Defendia como legítima a organização e mobilização dos trabalhadores. Ao receber o título de cidadão honoris causa do estado de Minas Gerais na Assembléia legislativa disse: “Tenho acompanhado a luta incansável dos movimentos sociais em Minas Gerais. Estes são movimentos ordeiros, legítimos e necessários para a sociedade… Minas Gerais tem as condições concretas de ser a pioneira na realização da tão sonhada Reforma Agrária. Nós deveríamos começar para que outros estados nos seguissem como exemplo”.

Em outra oportunidade, semanas antes de ser internado em São Paulo, em uma reunião que aconteceu dia 29 de junho com representantes da Via Campesina, nos disse – depois de ter apresentado uma caixa com mais de 400 contas de luz para serem pagas das famílias pobres de Mariana – “Vejam meus irmãos, a triste realidade social que vive nosso povo. Recebemos, por dia, aqui na paróquia, em média 15 famílias em desalento por não conseguirem pagar a alta tarifa de energia, tendo que escolher entre pagar a conta ou comprar o alimento da família …”.

Dom Luciano demonstrou profundo pesar pelo massacre das famílias Sem Terra ocorrido em Felisburgo, em 20 de novembro de 2004, e profunda indignação pela morosidade em que os órgãos públicos e responsáveis vêem tratando o caso das famílias. Dispôs-se a organizar uma comissão dos Bispos para visitar o acampamento e pressionar os governos do estado e federal, Incra e o Judiciário, para que não deixassem mais este crime passar impune.

Dom Luciano, falou com orgulho sobre a importância da organização do Movimento dos Atingidos por Barragens no estado de Minas Gerais.

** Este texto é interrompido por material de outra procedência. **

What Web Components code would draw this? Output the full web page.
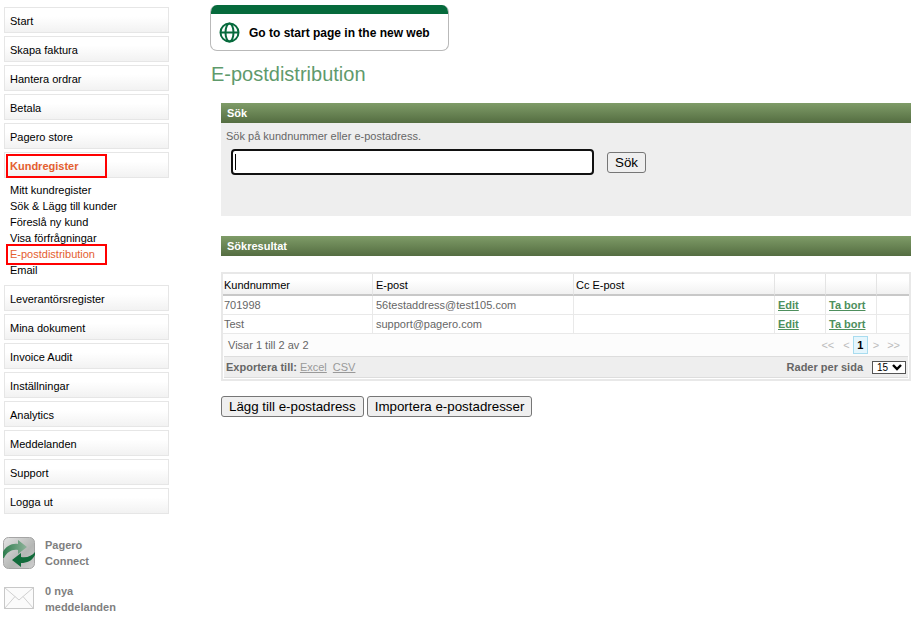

Dom Luciano, nos deixou fisicamente, mas o seu amor, suas idéias, convicções e o seu legado continuam vivos nos nossos corações e mentes.

Dom Luciano, pode repousar um pouco! Porque nós, homens, mulheres, crianças e especialmente jovens das organizações que compõem a Via Campesina continuaremos seu ensinamento, seu testemunho e seu exemplo. Você não morre nunca…. Sua força e eterna juventude nos guiarão na luta rumo a uma sociedade mais justa fraterna e igualitária.